> [What to work on]:
Count the lines in the entries below that include the word "this". Give nothing but the number.

::: Records to process

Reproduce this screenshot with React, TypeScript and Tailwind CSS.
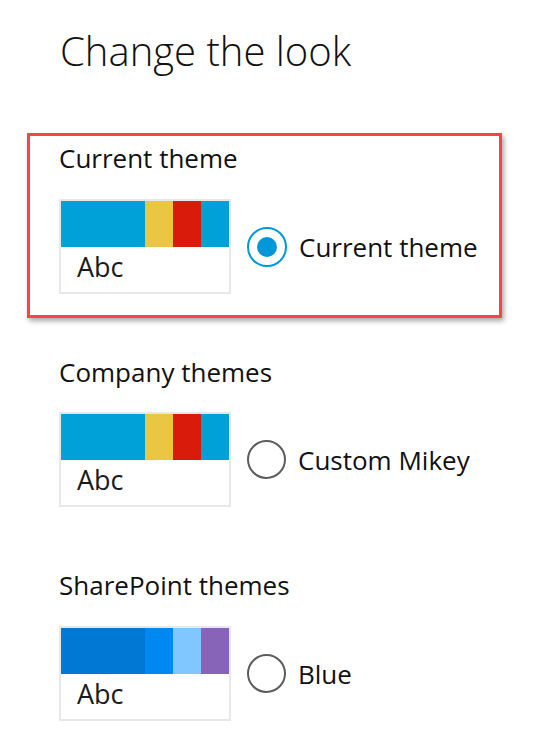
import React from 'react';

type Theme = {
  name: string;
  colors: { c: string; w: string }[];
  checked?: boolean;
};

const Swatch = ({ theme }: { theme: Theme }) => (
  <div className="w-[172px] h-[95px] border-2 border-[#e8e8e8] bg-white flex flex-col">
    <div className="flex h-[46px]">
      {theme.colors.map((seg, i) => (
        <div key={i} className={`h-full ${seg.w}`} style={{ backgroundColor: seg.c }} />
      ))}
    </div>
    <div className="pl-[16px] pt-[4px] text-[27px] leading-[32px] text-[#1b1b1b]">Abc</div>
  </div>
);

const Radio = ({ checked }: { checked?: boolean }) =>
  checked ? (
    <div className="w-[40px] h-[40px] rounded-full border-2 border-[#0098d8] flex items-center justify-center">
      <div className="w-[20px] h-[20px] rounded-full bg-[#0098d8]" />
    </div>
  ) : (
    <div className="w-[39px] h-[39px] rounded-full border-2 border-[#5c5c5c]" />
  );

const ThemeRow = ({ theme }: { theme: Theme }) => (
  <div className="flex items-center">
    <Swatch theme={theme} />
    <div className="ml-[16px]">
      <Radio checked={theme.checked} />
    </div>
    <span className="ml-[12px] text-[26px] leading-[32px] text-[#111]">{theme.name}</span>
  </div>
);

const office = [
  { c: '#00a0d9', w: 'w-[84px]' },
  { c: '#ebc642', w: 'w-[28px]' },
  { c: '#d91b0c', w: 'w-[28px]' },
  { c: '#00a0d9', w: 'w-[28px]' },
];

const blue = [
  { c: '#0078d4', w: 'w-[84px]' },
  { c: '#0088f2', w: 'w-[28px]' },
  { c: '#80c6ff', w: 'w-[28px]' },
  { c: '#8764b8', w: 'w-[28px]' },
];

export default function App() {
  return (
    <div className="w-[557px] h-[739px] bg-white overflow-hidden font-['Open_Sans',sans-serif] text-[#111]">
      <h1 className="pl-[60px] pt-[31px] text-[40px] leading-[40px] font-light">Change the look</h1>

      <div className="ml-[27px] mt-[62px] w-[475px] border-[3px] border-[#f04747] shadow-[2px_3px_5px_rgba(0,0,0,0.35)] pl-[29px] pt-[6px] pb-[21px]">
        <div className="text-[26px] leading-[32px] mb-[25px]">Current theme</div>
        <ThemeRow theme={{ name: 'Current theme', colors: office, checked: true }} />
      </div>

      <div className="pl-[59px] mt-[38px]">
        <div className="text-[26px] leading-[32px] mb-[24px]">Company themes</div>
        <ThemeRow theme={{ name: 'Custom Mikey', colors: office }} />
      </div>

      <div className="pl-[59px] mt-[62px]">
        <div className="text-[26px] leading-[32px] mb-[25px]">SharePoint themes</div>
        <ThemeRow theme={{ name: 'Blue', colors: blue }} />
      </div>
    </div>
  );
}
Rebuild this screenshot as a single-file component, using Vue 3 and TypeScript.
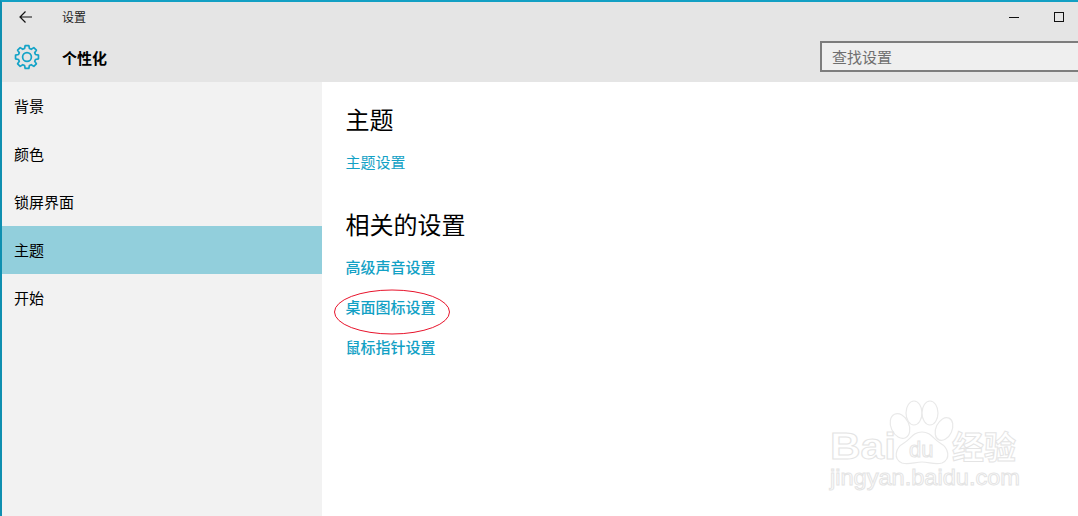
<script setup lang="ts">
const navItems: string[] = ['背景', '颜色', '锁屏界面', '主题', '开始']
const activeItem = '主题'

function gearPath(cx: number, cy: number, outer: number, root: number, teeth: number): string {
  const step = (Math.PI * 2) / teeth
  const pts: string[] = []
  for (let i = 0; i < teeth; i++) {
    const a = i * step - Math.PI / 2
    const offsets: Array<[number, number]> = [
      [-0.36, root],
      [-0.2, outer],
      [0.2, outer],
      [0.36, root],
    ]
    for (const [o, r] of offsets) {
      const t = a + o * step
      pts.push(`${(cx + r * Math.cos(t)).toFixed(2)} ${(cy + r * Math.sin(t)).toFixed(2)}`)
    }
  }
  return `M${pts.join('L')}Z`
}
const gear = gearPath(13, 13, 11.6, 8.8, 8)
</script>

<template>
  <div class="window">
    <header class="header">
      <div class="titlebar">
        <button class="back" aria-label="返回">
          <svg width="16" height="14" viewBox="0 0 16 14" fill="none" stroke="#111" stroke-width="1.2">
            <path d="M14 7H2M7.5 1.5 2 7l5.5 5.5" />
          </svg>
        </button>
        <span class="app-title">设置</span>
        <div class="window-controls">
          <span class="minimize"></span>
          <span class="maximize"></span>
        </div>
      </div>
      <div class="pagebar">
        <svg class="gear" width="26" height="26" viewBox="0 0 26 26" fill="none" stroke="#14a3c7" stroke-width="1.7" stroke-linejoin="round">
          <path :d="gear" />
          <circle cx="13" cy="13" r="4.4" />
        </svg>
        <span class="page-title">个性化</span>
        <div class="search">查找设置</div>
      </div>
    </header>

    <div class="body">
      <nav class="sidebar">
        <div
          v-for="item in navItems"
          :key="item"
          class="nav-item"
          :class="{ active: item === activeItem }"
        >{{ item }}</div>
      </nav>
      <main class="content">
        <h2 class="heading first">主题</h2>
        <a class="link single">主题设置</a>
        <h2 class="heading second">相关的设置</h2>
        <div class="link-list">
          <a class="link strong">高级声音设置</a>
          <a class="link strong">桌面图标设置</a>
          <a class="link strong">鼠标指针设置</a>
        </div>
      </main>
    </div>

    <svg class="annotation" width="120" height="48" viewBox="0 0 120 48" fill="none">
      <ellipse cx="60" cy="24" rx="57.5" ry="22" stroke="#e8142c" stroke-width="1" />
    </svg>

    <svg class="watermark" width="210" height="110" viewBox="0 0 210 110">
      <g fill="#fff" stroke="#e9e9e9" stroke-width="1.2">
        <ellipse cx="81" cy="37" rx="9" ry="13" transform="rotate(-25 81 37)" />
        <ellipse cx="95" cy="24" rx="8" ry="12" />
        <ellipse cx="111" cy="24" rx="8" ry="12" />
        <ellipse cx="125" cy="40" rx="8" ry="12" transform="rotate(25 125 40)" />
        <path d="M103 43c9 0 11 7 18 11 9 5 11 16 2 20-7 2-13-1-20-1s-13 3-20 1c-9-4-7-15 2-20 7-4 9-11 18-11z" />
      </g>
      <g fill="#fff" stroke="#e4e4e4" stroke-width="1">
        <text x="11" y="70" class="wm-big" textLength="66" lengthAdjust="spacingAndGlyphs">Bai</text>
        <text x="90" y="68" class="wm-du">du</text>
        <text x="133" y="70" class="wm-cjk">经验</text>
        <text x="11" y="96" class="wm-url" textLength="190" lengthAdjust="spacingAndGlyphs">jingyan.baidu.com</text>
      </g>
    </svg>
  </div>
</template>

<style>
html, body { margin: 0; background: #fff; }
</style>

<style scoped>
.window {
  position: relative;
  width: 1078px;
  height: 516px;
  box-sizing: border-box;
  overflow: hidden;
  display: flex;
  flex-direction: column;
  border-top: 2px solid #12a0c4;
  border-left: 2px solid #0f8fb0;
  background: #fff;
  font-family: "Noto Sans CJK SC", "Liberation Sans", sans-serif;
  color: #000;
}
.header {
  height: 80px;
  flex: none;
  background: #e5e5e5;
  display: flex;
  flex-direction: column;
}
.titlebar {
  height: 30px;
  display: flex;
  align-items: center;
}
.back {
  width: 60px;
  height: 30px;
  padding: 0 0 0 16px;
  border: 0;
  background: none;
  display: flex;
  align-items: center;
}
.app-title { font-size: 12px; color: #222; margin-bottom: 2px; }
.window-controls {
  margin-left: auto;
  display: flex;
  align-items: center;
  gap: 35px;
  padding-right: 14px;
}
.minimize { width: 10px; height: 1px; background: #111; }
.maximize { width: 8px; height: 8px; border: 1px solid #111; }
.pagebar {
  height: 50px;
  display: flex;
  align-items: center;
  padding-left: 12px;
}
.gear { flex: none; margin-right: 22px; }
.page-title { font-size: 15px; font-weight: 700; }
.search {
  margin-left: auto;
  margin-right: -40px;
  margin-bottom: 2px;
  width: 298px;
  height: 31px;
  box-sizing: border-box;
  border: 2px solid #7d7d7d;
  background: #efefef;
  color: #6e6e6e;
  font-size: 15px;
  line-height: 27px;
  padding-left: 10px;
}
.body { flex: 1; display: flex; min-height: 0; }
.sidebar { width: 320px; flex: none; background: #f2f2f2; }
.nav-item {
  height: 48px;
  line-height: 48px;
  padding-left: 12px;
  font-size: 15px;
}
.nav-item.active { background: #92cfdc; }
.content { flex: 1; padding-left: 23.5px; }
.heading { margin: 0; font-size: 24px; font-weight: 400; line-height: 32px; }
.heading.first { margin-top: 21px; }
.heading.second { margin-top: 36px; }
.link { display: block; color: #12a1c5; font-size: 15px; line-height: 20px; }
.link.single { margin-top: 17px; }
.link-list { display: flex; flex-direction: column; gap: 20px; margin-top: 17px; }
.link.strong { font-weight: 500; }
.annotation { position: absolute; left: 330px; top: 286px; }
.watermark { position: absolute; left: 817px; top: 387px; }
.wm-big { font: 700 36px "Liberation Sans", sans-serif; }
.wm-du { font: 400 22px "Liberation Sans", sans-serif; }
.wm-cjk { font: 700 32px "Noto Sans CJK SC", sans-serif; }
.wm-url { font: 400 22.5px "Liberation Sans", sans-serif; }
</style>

::::::

> [Correct answer]:
2